Dentro de esa marejada de proyectos radicados en el arranque de este periodo legislativo llama la atención, una vez más, la cantidad de iniciativas que busca reformar la legislación penal: un nuevo intento para restringir la eutanasia y el aborto; propuestas para imponer la cadena perpetua a delitos como feminicidio y narcotráfico; mecanismos para establecer una especie de “vía rápida” en los procesos cuando las víctimas sean menores de edad; reformas hacia la despenalización del consumo de algunos narcóticos y otras en la dirección contraria; también se está planteando la eliminación de beneficios de casa por cárcel y libertad condicional a los agresores sexuales… A todas estas iniciativas hay que sumar las que ya vienen en trámite en las Comisiones Primeras o están en turno para ser discutidas en las plenarias.

Si bien es cierto que la legislación penal requiere de ajustes para adecuarla a la evolución de la criminalidad y las amenazas de vieja y nueva data a la seguridad y convivencia ciudadanas, el extremo vicioso es la ‘reformitis’ que caracteriza al país en el campo penal. Es evidente que hay una clara tendencia al llamado populismo punitivo, que se traduce como la propensión parlamentaria y de muchos otros sectores del país a estar creando tipos penales o agravando los ya existentes para responder a coyunturas delictivas de alto impacto público y mediático. La propia Corte Suprema de Justicia ha advertido sobre los riesgos que implica esta práctica ya que afecta de forma grave la coherencia y eficacia de la legislación penal, rompe principios básicos como el de la proporcionalidad entre delito y castigo, al tiempo que crea vacíos normativos que lesionan el debido proceso y afectan las garantías primarias de todos los colombianos.
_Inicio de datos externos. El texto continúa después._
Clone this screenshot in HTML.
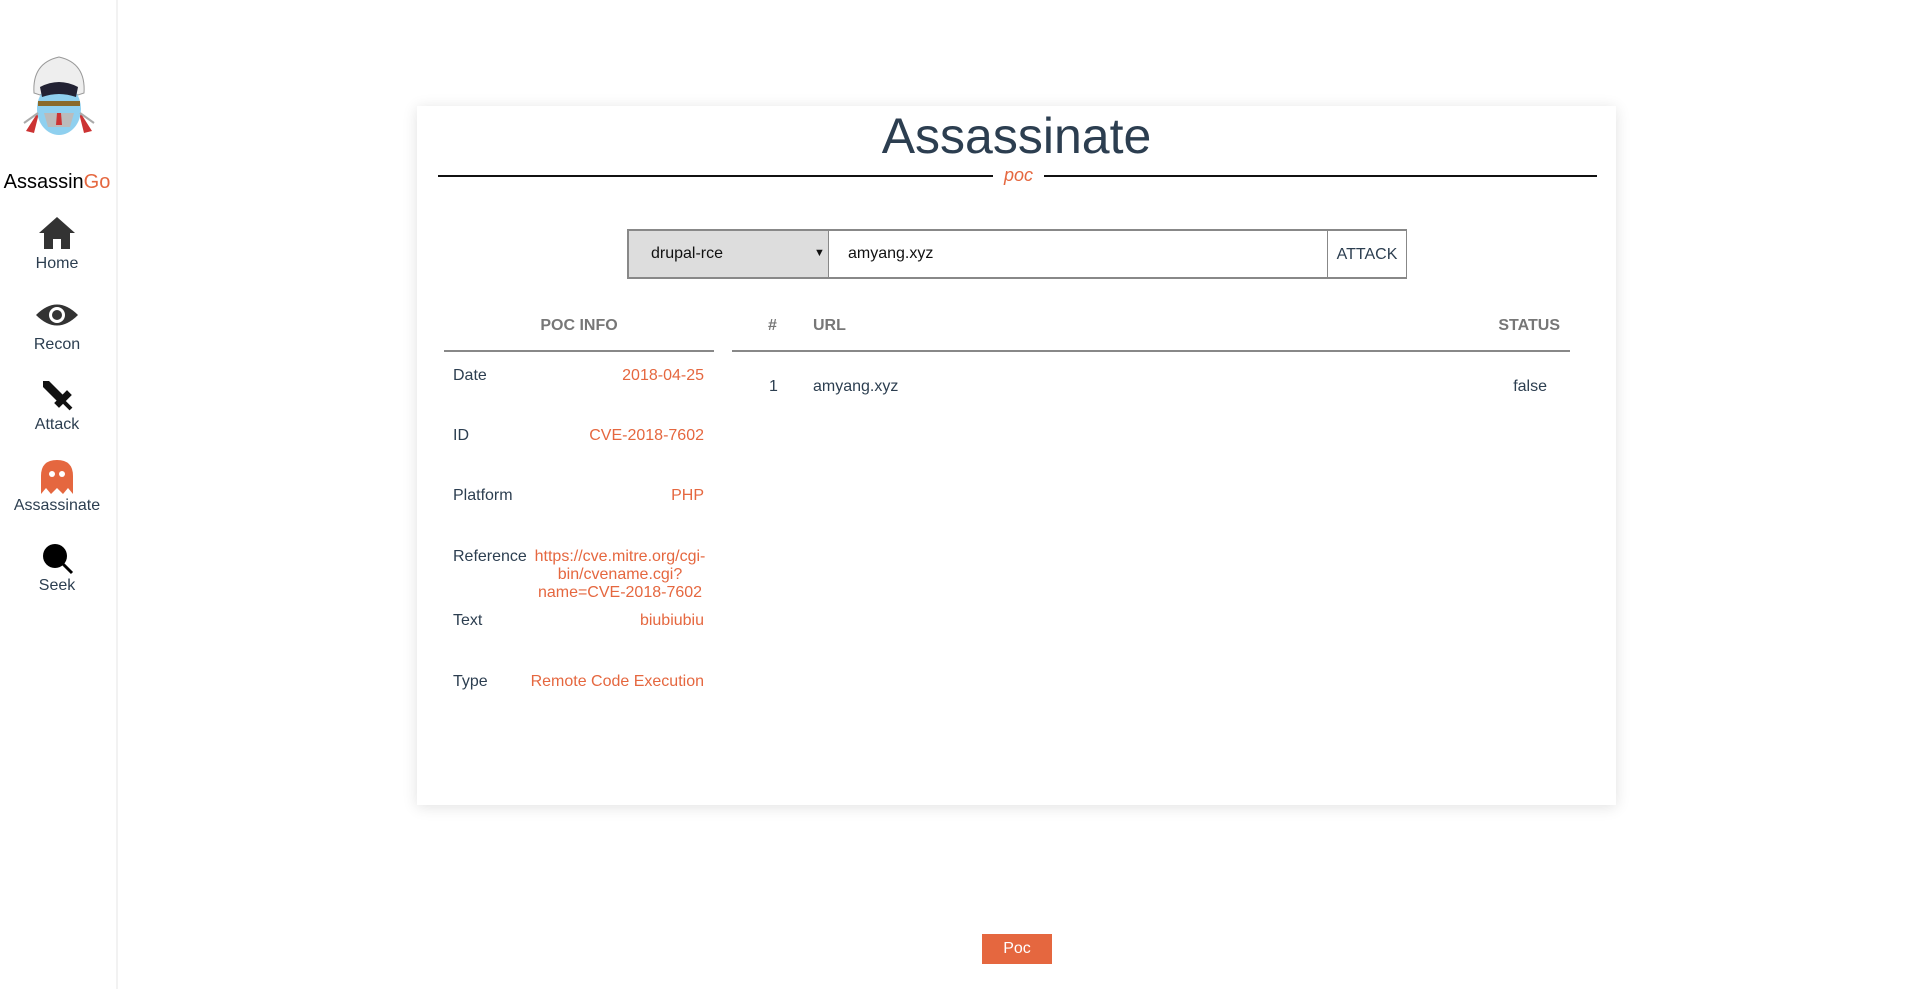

Es evidente que hay una falla estructural de la Política Criminal del Estado. Sí, existe un Consejo Superior sobre la materia, cuya principal función es velar porque el conjunto normativo y la institucionalidad para prevenir y combatir el accionar de la delincuencia funcionen de manera coherente y efectiva. Sin embargo, para nadie es un secreto que al no ser obligatorios sus conceptos sobre los cambios en materia penal y de procedimiento penal, queda abierta una ruta peligrosa al populismo punitivo. En otras naciones cualquier reforma en la materia debe tener un visto previo de alguna instancia superior o especializada, ya sea administrativa, judicial o legislativa, que garantice que la propuesta en estudio sea viable en el derecho fundamental de la pronta y debida justicia.

Tampoco se puede obviar en este fenómeno de la ‘reformitis’ penal el bajo o nulo rol de los partidos políticos en cuanto a establecer un filtro a las iniciativas de sus parlamentarios en temas tan delicados como el penal. Por lo mismo, no en pocas ocasiones les toca a las propias colectividades salir a desautorizar y atajar propuestas arriesgadas o polémicas de los suyos.

Sería bueno que ante semejante alud de proyectos que reforman los códigos Penal, de Procedimiento Penal, Penitenciario y de menores infractores se pudiera hacer un alto en el camino para analizar de forma detenida las implicaciones de cada uno, acudiendo para ello al concurso de las altas Cortes, las facultades de Derecho y otros sectores de amplia experticia en este tema. Con ello no sólo se cualificaría la actividad legislativa sino que se garantizaría la coherencia y eficacia de la Política Criminal del Estado, soporte pétreo de su institucionalidad.